Introduction, is it enough?

 

Having looked at the Arbitrations processes in recent articles it now seems timely to look at the issue that is the basis of most disputes; introduction.

 

Introduction is what we get paid for. We do not get paid for drawing up the agreement, negotiating the sale, organising mortgage brokers, collecting, retaining and disbursing the deposit, or any of the other many services we perform. These actions are a very important part of assisting a willing buyer and a willing seller to achieve a contractual relationship and to optimise the likelihood that the contract completes. If we didn’t do it, we would be relying on the parties or maybe their solicitors to do these things, need I say more!

 

Virtually every listing authority (appointment of agency) that I have seen states basically that if the agent introduces someone who purchases the property, either during the agency or after it has been cancelled, the vendor will pay the agent a commission. It doesn’t matter if the sale is made by another agency, or privately, we rely on introduction to create our entitlement to our fee. Simple enough, or is it?

 

In my early days in sales there was an unwritten rule that if a salesperson showed their client a property, and that client purchased the property within three months from any other agent, the first salesperson was entitled to the commission.

 

This was unsatisfactory for a number of reasons including that it relied solely on introduction, whether or not it was the cause of the sale, and we will come back to that.

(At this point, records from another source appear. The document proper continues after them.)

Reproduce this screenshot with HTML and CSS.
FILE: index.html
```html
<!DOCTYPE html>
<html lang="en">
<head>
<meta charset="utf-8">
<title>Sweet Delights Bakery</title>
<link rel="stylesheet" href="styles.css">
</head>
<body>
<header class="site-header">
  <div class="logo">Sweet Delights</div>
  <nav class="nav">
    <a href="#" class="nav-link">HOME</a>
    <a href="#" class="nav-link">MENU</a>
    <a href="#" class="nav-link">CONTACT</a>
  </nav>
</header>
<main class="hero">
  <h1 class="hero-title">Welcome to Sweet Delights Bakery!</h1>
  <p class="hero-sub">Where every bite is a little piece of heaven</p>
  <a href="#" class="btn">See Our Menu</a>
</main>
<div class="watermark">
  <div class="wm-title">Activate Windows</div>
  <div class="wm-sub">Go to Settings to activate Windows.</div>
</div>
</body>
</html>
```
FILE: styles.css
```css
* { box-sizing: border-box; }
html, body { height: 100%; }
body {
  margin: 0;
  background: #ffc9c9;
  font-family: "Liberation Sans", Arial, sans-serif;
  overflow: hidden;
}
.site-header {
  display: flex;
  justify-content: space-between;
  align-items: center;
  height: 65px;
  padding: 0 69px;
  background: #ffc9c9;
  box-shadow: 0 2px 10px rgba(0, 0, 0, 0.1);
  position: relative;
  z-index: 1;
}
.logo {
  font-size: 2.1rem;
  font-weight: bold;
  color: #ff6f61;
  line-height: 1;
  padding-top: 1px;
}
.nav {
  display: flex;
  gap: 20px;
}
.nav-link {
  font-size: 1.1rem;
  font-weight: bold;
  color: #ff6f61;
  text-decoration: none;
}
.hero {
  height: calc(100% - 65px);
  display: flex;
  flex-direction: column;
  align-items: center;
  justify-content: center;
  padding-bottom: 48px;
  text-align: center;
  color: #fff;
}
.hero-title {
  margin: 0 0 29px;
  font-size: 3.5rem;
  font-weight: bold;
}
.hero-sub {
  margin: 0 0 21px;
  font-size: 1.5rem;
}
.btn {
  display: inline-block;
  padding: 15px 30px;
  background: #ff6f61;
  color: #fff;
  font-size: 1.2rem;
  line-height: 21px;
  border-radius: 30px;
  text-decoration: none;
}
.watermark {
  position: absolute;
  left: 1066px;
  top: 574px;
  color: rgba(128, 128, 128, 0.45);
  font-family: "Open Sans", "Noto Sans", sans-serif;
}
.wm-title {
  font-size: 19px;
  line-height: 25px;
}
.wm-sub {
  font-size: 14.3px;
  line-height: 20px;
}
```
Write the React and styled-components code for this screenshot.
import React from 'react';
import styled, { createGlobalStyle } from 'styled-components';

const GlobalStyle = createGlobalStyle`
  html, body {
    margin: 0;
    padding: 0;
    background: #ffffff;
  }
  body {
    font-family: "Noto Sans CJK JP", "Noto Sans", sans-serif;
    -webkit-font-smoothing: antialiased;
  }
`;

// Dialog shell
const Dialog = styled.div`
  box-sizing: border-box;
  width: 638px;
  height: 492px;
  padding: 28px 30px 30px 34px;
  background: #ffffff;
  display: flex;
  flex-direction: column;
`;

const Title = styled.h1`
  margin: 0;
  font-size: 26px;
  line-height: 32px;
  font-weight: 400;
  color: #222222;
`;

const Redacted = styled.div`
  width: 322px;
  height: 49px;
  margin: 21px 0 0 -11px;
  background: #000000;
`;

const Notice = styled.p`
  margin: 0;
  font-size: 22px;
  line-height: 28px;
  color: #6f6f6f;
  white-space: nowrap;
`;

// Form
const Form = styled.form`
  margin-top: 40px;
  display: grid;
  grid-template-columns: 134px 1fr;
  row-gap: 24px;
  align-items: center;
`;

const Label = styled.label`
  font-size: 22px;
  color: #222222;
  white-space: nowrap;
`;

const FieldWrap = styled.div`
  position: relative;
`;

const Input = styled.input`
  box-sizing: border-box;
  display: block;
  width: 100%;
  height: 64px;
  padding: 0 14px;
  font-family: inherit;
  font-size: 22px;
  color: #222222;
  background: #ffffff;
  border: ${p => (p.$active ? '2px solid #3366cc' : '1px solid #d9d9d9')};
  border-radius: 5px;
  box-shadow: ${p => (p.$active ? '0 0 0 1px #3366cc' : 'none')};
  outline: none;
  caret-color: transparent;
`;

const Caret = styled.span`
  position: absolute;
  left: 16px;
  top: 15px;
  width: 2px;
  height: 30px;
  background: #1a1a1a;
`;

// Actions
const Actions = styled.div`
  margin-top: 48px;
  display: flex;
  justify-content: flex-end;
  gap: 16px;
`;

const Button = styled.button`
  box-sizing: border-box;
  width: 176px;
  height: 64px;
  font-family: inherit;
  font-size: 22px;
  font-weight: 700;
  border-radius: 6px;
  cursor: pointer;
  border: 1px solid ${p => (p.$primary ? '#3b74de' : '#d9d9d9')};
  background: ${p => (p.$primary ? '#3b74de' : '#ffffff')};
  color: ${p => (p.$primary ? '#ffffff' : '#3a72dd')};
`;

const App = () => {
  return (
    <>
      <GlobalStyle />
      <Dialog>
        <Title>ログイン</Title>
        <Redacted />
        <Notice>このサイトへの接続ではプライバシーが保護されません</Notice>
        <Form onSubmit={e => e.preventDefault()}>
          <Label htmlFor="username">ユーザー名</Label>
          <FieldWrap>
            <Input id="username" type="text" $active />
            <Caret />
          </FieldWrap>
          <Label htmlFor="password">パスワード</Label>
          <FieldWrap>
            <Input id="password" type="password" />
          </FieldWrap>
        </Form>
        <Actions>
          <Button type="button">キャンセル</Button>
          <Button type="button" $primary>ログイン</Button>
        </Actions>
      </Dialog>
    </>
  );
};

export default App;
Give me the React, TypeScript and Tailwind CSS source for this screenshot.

Secondly, why three months?” Why not two or less, or four or more? The “rule” was a nonsense.

 

Then the pendulum swung to the other extreme and introduction became of less relevance and we tended to give the bulk, if not all of the commission to the “effective” agent. This was a disaster because it encouraged less scrupulous salespeople to close other salespeople’s sales. Great if you had a friend looking for a property, you could send them out with every other salesperson and when they found something they liked you could make the sale and claim to be the “effective” agency. Hard to believe that there were people like that but …… there were!

 

Eventually we saw sense and decided to do away with unwritten mores or protocols and rely on the law and this is the situation we now enjoy.

 

So, back to introduction and is it enough? The answer is provided for us by Justice Tipping in Harcourts Group Ltd vs McKenzie, Christchurch, 6 September 1993.

 

He noted “Subject always to the terms of the contract in question (i.e. the listing), it has been held and is now relatively uncontroversial, that an introduction per se does not entitle the agent to commission …… the introduction must have been causative of the sale.”

 

Note those last few words “the introduction must have been causative of the sale.”

 

The Harcourts/McKenzie case was wonderful for us because it addressed a situation where the client purchased a property some ten months after introduction by the agent. Tipping acknowledged that if an agent showed that the ultimate purchaser was introduced through their agency then they had a prima facie entitlement to the commission.

 

However he went on to say, “The prima facie obligation to pay commission ceases only when the agent’s introduction ceases to have a material bearing on the sale. By that I mean that the agent’s introduction was no longer instrumental in any material way in bringing about the sale.”

 

Justice Blanchard supported this view in The Real Estate Centre v Chamberlain. Tauranga. 27 July 1995) when he determined “All that was needed was that the introduction had to remain as a material cause (not the exclusive cause) of the sale which ultimately occurred.”

 

Introduction is the essential basis of our right to claim our fee but the bigger issue often becomes; was it the cause of the sale?

 

In Harcourts/McKenzie the purchaser wanted to buy the property at the time of introduction but was unable to. Ten months later they went to the property for a totally unrelated reason. On discovering that it had not been sold, they purchased it directly from the owners. Harcourts argued that their introduction was the reason the purchasers were interested in the property and that they asked the owners if they would still sell. Tipping agreed and gave the interpretation on the significance of introduction that has been used many times since by Courts, Arbitrators and disputing agencies.

 

Introduction is the essential event that creates our entitlement to a commission but that introduction must also be shown to be a cause of the sale.